===== GIVEN INFORMATION

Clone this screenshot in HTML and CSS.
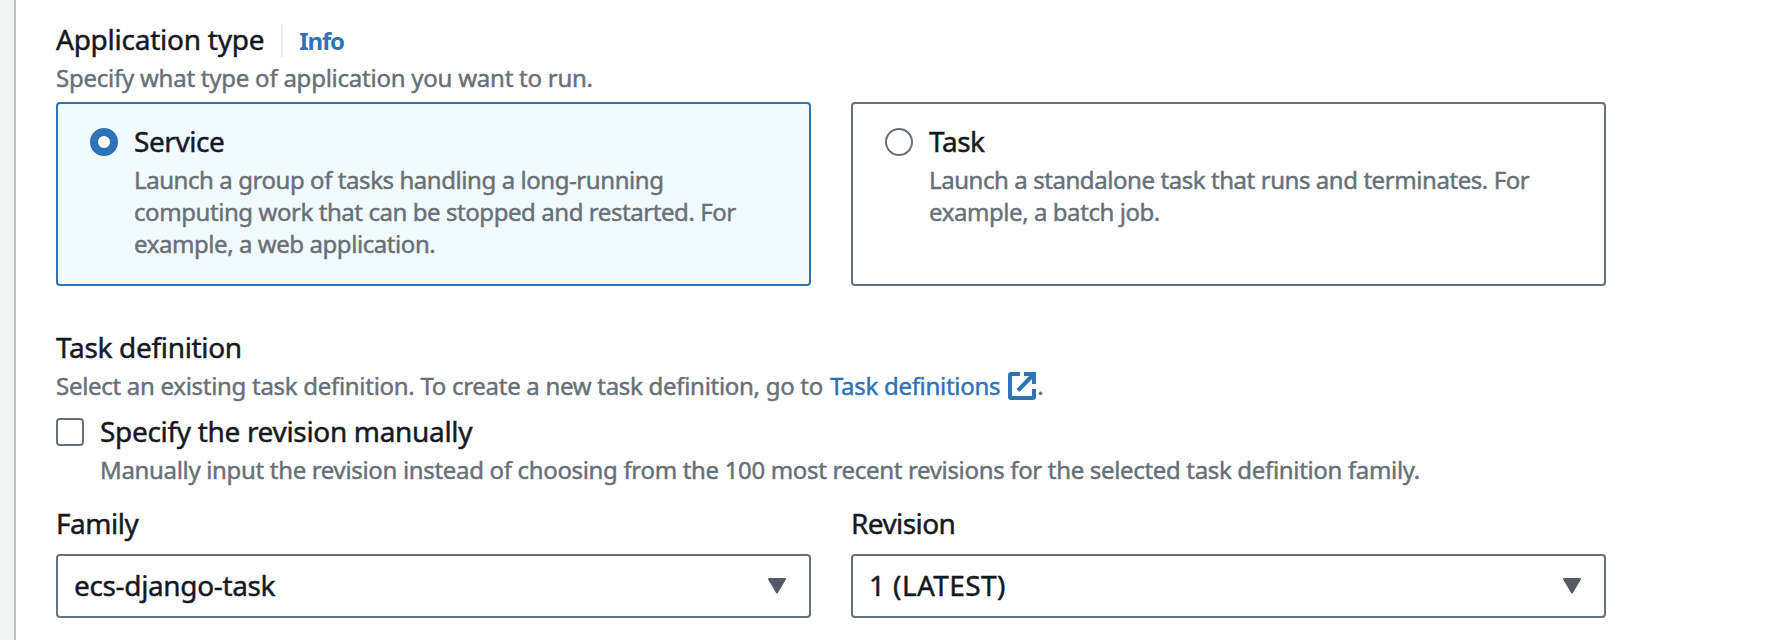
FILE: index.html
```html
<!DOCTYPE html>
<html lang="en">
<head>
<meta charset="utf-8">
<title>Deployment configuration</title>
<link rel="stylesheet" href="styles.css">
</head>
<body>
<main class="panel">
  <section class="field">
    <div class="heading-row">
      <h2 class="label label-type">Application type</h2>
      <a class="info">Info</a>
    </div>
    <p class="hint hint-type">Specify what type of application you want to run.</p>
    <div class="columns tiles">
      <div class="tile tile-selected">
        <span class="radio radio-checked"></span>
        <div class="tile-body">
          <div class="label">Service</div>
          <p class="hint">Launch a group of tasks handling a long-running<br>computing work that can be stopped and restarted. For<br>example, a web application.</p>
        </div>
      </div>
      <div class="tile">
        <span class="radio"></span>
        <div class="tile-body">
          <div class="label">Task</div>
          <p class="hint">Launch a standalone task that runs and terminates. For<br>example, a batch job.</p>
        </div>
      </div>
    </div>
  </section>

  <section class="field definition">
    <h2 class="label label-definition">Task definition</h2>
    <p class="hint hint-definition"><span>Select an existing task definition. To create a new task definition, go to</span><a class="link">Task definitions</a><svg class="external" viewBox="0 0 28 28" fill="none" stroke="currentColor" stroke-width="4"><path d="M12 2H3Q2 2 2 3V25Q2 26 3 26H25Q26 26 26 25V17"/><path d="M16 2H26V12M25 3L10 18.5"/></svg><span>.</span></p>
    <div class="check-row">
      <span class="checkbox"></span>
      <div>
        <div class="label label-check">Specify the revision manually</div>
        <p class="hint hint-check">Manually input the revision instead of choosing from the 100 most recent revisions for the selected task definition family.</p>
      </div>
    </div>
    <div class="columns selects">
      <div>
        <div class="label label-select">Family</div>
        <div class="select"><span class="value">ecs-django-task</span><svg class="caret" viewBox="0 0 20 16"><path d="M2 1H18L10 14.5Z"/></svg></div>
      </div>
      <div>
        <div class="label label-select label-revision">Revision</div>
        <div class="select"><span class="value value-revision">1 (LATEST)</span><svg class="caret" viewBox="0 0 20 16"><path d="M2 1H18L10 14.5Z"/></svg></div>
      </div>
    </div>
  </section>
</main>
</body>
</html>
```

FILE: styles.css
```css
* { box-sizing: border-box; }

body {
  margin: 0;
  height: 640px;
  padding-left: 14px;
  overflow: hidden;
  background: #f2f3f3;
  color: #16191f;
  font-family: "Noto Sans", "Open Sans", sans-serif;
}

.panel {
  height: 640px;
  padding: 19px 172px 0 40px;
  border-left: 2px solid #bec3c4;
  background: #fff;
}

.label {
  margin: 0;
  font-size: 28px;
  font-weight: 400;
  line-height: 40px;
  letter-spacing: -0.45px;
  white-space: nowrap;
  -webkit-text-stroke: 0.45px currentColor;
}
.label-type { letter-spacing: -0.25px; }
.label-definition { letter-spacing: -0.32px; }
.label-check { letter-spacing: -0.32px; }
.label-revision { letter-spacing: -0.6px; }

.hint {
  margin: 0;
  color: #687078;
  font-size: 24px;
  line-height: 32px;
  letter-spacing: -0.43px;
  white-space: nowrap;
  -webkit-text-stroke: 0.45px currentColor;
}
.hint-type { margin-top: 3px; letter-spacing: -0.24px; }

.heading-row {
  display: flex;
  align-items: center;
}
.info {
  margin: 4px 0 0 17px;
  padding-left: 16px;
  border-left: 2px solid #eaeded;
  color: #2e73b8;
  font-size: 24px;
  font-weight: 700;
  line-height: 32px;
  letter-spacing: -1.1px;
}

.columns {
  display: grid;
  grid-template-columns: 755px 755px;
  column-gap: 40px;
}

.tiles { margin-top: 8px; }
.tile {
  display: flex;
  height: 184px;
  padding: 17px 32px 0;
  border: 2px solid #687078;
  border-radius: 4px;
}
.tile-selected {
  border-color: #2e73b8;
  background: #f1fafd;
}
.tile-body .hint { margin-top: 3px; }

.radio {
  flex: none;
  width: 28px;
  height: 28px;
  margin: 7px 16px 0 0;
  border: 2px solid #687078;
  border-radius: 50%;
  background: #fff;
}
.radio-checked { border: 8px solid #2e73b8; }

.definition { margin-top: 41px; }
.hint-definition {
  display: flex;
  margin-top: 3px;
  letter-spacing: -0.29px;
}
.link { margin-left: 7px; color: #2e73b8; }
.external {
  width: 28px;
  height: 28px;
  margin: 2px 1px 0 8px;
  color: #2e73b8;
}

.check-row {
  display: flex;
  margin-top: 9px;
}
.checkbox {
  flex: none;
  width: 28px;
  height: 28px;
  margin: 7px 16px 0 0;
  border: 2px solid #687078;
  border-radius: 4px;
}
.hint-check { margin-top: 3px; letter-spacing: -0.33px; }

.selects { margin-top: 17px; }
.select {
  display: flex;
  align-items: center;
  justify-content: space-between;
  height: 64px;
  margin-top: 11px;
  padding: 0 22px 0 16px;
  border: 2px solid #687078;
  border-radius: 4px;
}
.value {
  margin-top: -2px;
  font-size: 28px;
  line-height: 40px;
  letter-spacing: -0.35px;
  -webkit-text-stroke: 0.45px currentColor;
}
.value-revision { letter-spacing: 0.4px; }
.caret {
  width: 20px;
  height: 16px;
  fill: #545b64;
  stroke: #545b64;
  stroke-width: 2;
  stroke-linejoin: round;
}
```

==========

- **THE PROBLEM**: Copy every line of the data exactly as written, excluding the pictures.

- **ANSWER**:
Clone this screenshot in HTML and CSS.
FILE: index.html
```html
<!DOCTYPE html>
<html lang="en">
<head>
<meta charset="utf-8">
<title>Deployment configuration</title>
<link rel="stylesheet" href="styles.css">
</head>
<body>
<main class="panel">
  <section class="field">
    <div class="heading-row">
      <h2 class="label label-type">Application type</h2>
      <a class="info">Info</a>
    </div>
    <p class="hint hint-type">Specify what type of application you want to run.</p>
    <div class="columns tiles">
      <div class="tile tile-selected">
        <span class="radio radio-checked"></span>
        <div class="tile-body">
          <div class="label">Service</div>
          <p class="hint">Launch a group of tasks handling a long-running<br>computing work that can be stopped and restarted. For<br>example, a web application.</p>
        </div>
      </div>
      <div class="tile">
        <span class="radio"></span>
        <div class="tile-body">
          <div class="label">Task</div>
          <p class="hint">Launch a standalone task that runs and terminates. For<br>example, a batch job.</p>
        </div>
      </div>
    </div>
  </section>

  <section class="field definition">
    <h2 class="label label-definition">Task definition</h2>
    <p class="hint hint-definition"><span>Select an existing task definition. To create a new task definition, go to</span><a class="link">Task definitions</a><svg class="external" viewBox="0 0 28 28" fill="none" stroke="currentColor" stroke-width="4"><path d="M12 2H3Q2 2 2 3V25Q2 26 3 26H25Q26 26 26 25V17"/><path d="M16 2H26V12M25 3L10 18.5"/></svg><span>.</span></p>
    <div class="check-row">
      <span class="checkbox"></span>
      <div>
        <div class="label label-check">Specify the revision manually</div>
        <p class="hint hint-check">Manually input the revision instead of choosing from the 100 most recent revisions for the selected task definition family.</p>
      </div>
    </div>
    <div class="columns selects">
      <div>
        <div class="label label-select">Family</div>
        <div class="select"><span class="value">ecs-django-task</span><svg class="caret" viewBox="0 0 20 16"><path d="M2 1H18L10 14.5Z"/></svg></div>
      </div>
      <div>
        <div class="label label-select label-revision">Revision</div>
        <div class="select"><span class="value value-revision">1 (LATEST)</span><svg class="caret" viewBox="0 0 20 16"><path d="M2 1H18L10 14.5Z"/></svg></div>
      </div>
    </div>
  </section>
</main>
</body>
</html>
```

FILE: styles.css
```css
* { box-sizing: border-box; }

body {
  margin: 0;
  height: 640px;
  padding-left: 14px;
  overflow: hidden;
  background: #f2f3f3;
  color: #16191f;
  font-family: "Noto Sans", "Open Sans", sans-serif;
}

.panel {
  height: 640px;
  padding: 19px 172px 0 40px;
  border-left: 2px solid #bec3c4;
  background: #fff;
}

.label {
  margin: 0;
  font-size: 28px;
  font-weight: 400;
  line-height: 40px;
  letter-spacing: -0.45px;
  white-space: nowrap;
  -webkit-text-stroke: 0.45px currentColor;
}
.label-type { letter-spacing: -0.25px; }
.label-definition { letter-spacing: -0.32px; }
.label-check { letter-spacing: -0.32px; }
.label-revision { letter-spacing: -0.6px; }

.hint {
  margin: 0;
  color: #687078;
  font-size: 24px;
  line-height: 32px;
  letter-spacing: -0.43px;
  white-space: nowrap;
  -webkit-text-stroke: 0.45px currentColor;
}
.hint-type { margin-top: 3px; letter-spacing: -0.24px; }

.heading-row {
  display: flex;
  align-items: center;
}
.info {
  margin: 4px 0 0 17px;
  padding-left: 16px;
  border-left: 2px solid #eaeded;
  color: #2e73b8;
  font-size: 24px;
  font-weight: 700;
  line-height: 32px;
  letter-spacing: -1.1px;
}

.columns {
  display: grid;
  grid-template-columns: 755px 755px;
  column-gap: 40px;
}

.tiles { margin-top: 8px; }
.tile {
  display: flex;
  height: 184px;
  padding: 17px 32px 0;
  border: 2px solid #687078;
  border-radius: 4px;
}
.tile-selected {
  border-color: #2e73b8;
  background: #f1fafd;
}
.tile-body .hint { margin-top: 3px; }

.radio {
  flex: none;
  width: 28px;
  height: 28px;
  margin: 7px 16px 0 0;
  border: 2px solid #687078;
  border-radius: 50%;
  background: #fff;
}
.radio-checked { border: 8px solid #2e73b8; }

.definition { margin-top: 41px; }
.hint-definition {
  display: flex;
  margin-top: 3px;
  letter-spacing: -0.29px;
}
.link { margin-left: 7px; color: #2e73b8; }
.external {
  width: 28px;
  height: 28px;
  margin: 2px 1px 0 8px;
  color: #2e73b8;
}

.check-row {
  display: flex;
  margin-top: 9px;
}
.checkbox {
  flex: none;
  width: 28px;
  height: 28px;
  margin: 7px 16px 0 0;
  border: 2px solid #687078;
  border-radius: 4px;
}
.hint-check { margin-top: 3px; letter-spacing: -0.33px; }

.selects { margin-top: 17px; }
.select {
  display: flex;
  align-items: center;
  justify-content: space-between;
  height: 64px;
  margin-top: 11px;
  padding: 0 22px 0 16px;
  border: 2px solid #687078;
  border-radius: 4px;
}
.value {
  margin-top: -2px;
  font-size: 28px;
  line-height: 40px;
  letter-spacing: -0.35px;
  -webkit-text-stroke: 0.45px currentColor;
}
.value-revision { letter-spacing: 0.4px; }
.caret {
  width: 20px;
  height: 16px;
  fill: #545b64;
  stroke: #545b64;
  stroke-width: 2;
  stroke-linejoin: round;
}
```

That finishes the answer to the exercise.